‘Pan’s Labyrinth’: A Richly Imagined, Dreamlike Voyage of Self-Discovery and Character Formation

 

By Sven Mikulec

 
Guillermo del Toro is one of the most interesting filmmakers in the world today, and he has held that position in our minds and hearts since we saw the little masterpiece called El espinazo del diablo (The Devil’s Backbone). The 2001 gothic horror film was set in Spain, in 1939, and the picture, which del Toro allegedly considers his most personal film ever, is an exceptionally crafty and compelling portrayal of that specific dark period of European and world history. Five years after this critical success, del Toro once again decided to go back to Spain, this time setting the story in 1944, and introducing the characters of a ruthless, psychopathic fascist military figure and a little girl who deals with the horrors of both the real and the fantastic world that engulf her everyday life. What del Toro made with El laberinto del fauno (Pan’s Labyrinth) is an utterly terrifying and terrifically captivating blend of myth and realism, fantasy and reality, everyday-like and uncanny.

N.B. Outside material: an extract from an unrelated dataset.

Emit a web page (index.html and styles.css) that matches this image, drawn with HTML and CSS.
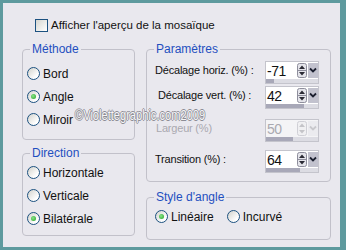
FILE: index.html
```html
<!DOCTYPE html>
<html lang="fr">
<head>
    <meta charset="utf-8">
    <title>Mosaïque</title>
    <link rel="stylesheet" href="styles.css">
</head>
<body>
<div class="dlg">
    <div class="preview"><span class="check"></span>Afficher l'aperçu de la mosaïque</div>

    <div class="cols">
        <div class="col">
            <fieldset class="box methode">
                <legend>Méthode</legend>
                <div class="opt"><span class="radio"></span>Bord</div>
                <div class="opt"><span class="radio on"></span>Angle</div>
                <div class="opt"><span class="radio"></span>Miroir</div>
            </fieldset>
            <fieldset class="box direction">
                <legend>Direction</legend>
                <div class="opt"><span class="radio"></span>Horizontale</div>
                <div class="opt"><span class="radio"></span>Verticale</div>
                <div class="opt"><span class="radio on"></span>Bilatérale</div>
            </fieldset>
        </div>

        <div class="col right">
            <fieldset class="box params">
                <legend>Paramètres</legend>
                <div class="row r1">
                    <span class="lbl">Décalage horiz. (%) :</span>
                    <div class="spin">
                        <div class="spin-top">
                            <span class="val">-71</span>
                            <svg class="ud" width="10" height="15" viewBox="0 0 10 15"><rect x="0.5" y="0.5" width="9" height="14" rx="2" fill="#e4e4ea" stroke="#8e8e9c"/><line x1="1" y1="7.5" x2="9" y2="7.5" stroke="#8e8e9c"/><path d="M2 6 L5 2.5 L8 6 Z" fill="#2a2a34"/><path d="M2 9 L5 12.5 L8 9 Z" fill="#2a2a34"/></svg>
                            <svg class="dd" width="10" height="15" viewBox="0 0 10 15"><rect width="10" height="15" fill="#c2c2ce"/><path d="M2 5.5 L5 8.5 L8 5.5" stroke="#1c2030" stroke-width="1.8" fill="none"/></svg>
                        </div>
                        <div class="bar"><div class="fill" style="width:15%"></div></div>
                    </div>
                </div>
                <div class="row r2">
                    <span class="lbl ind">Décalage vert. (%) :</span>
                    <div class="spin">
                        <div class="spin-top">
                            <span class="val">42</span>
                            <svg class="ud" width="10" height="15" viewBox="0 0 10 15"><rect x="0.5" y="0.5" width="9" height="14" rx="2" fill="#e4e4ea" stroke="#8e8e9c"/><line x1="1" y1="7.5" x2="9" y2="7.5" stroke="#8e8e9c"/><path d="M2 6 L5 2.5 L8 6 Z" fill="#2a2a34"/><path d="M2 9 L5 12.5 L8 9 Z" fill="#2a2a34"/></svg>
                            <svg class="dd" width="10" height="15" viewBox="0 0 10 15"><rect width="10" height="15" fill="#c2c2ce"/><path d="M2 5.5 L5 8.5 L8 5.5" stroke="#1c2030" stroke-width="1.8" fill="none"/></svg>
                        </div>
                        <div class="bar"><div class="fill" style="width:74%"></div></div>
                    </div>
                </div>
                <div class="row r3 off">
                    <span class="lbl ind2">Largeur (%)</span>
                    <div class="spin">
                        <div class="spin-top">
                            <span class="val">50</span>
                            <svg class="ud" width="10" height="15" viewBox="0 0 10 15"><rect x="0.5" y="0.5" width="9" height="14" rx="2" fill="#f0f0f2" stroke="#d0d0d6"/><path d="M2 6 L5 2.5 L8 6 Z" fill="#c4c4c8"/><path d="M2 9 L5 12.5 L8 9 Z" fill="#c4c4c8"/></svg>
                            <svg class="dd" width="10" height="15" viewBox="0 0 10 15"><rect width="10" height="15" fill="#ebebef"/><path d="M2 5.5 L5 8.5 L8 5.5" stroke="#c8c8cc" stroke-width="1.8" fill="none"/></svg>
                        </div>
                        <div class="bar"><div class="fill" style="width:52%"></div></div>
                    </div>
                </div>
                <div class="row r4">
                    <span class="lbl">Transition (%) :</span>
                    <div class="spin">
                        <div class="spin-top">
                            <span class="val">64</span>
                            <svg class="ud" width="10" height="15" viewBox="0 0 10 15"><rect x="0.5" y="0.5" width="9" height="14" rx="2" fill="#e4e4ea" stroke="#8e8e9c"/><line x1="1" y1="7.5" x2="9" y2="7.5" stroke="#8e8e9c"/><path d="M2 6 L5 2.5 L8 6 Z" fill="#2a2a34"/><path d="M2 9 L5 12.5 L8 9 Z" fill="#2a2a34"/></svg>
                            <svg class="dd" width="10" height="15" viewBox="0 0 10 15"><rect width="10" height="15" fill="#c2c2ce"/><path d="M2 5.5 L5 8.5 L8 5.5" stroke="#1c2030" stroke-width="1.8" fill="none"/></svg>
                        </div>
                        <div class="bar"><div class="fill" style="width:65%"></div></div>
                    </div>
                </div>
            </fieldset>
            <fieldset class="box style">
                <legend>Style d'angle</legend>
                <div class="inline">
                    <div class="opt"><span class="radio on"></span>Linéaire</div>
                    <div class="opt"><span class="radio"></span>Incurvé</div>
                </div>
            </fieldset>
        </div>
    </div>

    <div class="mark">©Violettegraphic.com2009</div>
</div>
</body>
</html>
```

FILE: styles.css
```css
body {
    margin: 0;
    padding: 0;
    font-family: 'Liberation Sans', Arial, sans-serif;
    font-size: 12px;
    color: #111;
}
.dlg {
    position: relative;
    width: 346px;
    height: 250px;
    box-sizing: border-box;
    border: solid #5e9a9e;
    border-width: 3px 6px 3px 3px;
    background: #e9e8ee;
    padding: 15px 9px 0 19px;
}
.preview {
    display: flex;
    align-items: center;
    height: 14px;
    margin-bottom: 10px;
    font-size: 11.5px;
}
.check {
    width: 13px;
    height: 13px;
    box-sizing: border-box;
    border: 1px solid #1c5180;
    background: linear-gradient(135deg, #d6d6d0, #fff);
    margin: 0 3px 0 13px;
}
.cols {
    display: grid;
    grid-template-columns: 113px 185px;
    column-gap: 11px;
}
.col {
    display: flex;
    flex-direction: column;
    gap: 6px;
}
.col.right {
    gap: 8px;
}
.box {
    margin: 0;
    min-width: 0;
    border: 1px solid #c2c1ca;
    border-radius: 4px;
    padding: 0 4px;
}
.box legend {
    color: #1f4fc0;
    line-height: 14px;
    padding: 0 2px;
    margin-left: 3px;
}
.methode {
    padding-top: 6px;
    padding-bottom: 8px;
}
.direction {
    padding-top: 1px;
    padding-bottom: 5px;
}
.opt {
    display: flex;
    align-items: center;
    height: 23px;
}
.radio {
    position: relative;
    width: 13px;
    height: 13px;
    box-sizing: border-box;
    border: 1px solid #1c5180;
    border-radius: 50%;
    background: linear-gradient(135deg, #d2d2cc, #fff 75%);
    margin-right: 3px;
}
.radio.on::after {
    content: '';
    position: absolute;
    left: 3px;
    top: 3px;
    width: 5px;
    height: 5px;
    border-radius: 50%;
    background: radial-gradient(circle at 40% 40%, #8ae48a, #21a121);
}

/* Paramètres */
.params {
    padding-top: 5px;
    padding-bottom: 8px;
}
.row {
    display: flex;
    align-items: flex-start;
    padding-left: 4px;
}
.r2 { margin-top: 2px; }
.r3 { margin-top: 10px; }
.r4 { margin-top: 8px; }
.lbl {
    width: 110px;
    line-height: 18px;
    white-space: nowrap;
    font-size: 11px;
    letter-spacing: -0.2px;
}
.lbl.ind {
    padding-left: 3px;
    width: 107px;
}
.lbl.ind2 {
    padding-left: 1px;
    width: 109px;
}
.off .lbl,
.off .val {
    color: #a9a9b0;
}
.spin {
    width: 54px;
    border: 1px solid #c4c4cc;
    box-sizing: border-box;
}
.spin-top {
    display: flex;
    align-items: center;
    height: 17px;
    background: #fff;
}
.off .spin-top {
    background: #f4f4f6;
}
.val {
    flex: 1;
    padding-left: 1px;
    font-size: 14px;
    letter-spacing: -0.5px;
}
.ud {
    margin-right: 1px;
}
.bar {
    height: 4px;
    background: #dcdce3;
}
.fill {
    height: 100%;
    background: #a8a8b8;
}

/* Style d'angle */
.style {
    padding-top: 5px;
    padding-bottom: 15px;
}
.inline {
    display: flex;
    padding-left: 4px;
}
.inline .opt {
    height: 15px;
    margin-right: 13px;
}

.mark {
    position: absolute;
    left: 72px;
    top: 103px;
    font-size: 15px;
    line-height: 17px;
    color: #f6f6f8;
    transform: scaleX(0.74);
    transform-origin: left top;
    text-shadow: 1px 0 0 #8c8c94, -1px 0 0 #8c8c94, 0 1px 0 #8c8c94, 0 -1px 0 #8c8c94;
}
```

Wonderfully designed, rich in colors and tones, providing a unique atmosphere that’s not only difficult to shake off after watching the film, but that also immerses you so fully into the picture you yourself become lost in the labyrinth in question, El laberinto del fauno is a voyage of introspection, a journey of self-discovery, a fairy tale like no other, with reversed tropes and imaginative playfulness evident in its structure and characterizations, but also a sort of an unbelievable bildungsroman—a formative story of a little girl’s character development, symbolizing the importance of the individual’s liberty and obligation to trust their heart and instincts, to find their own voice and make their own choices, especially at a time when there are vocal individuals leading regimes intent on taking away these freedoms and profiting from their subordinates’ weak will and moral flexibility.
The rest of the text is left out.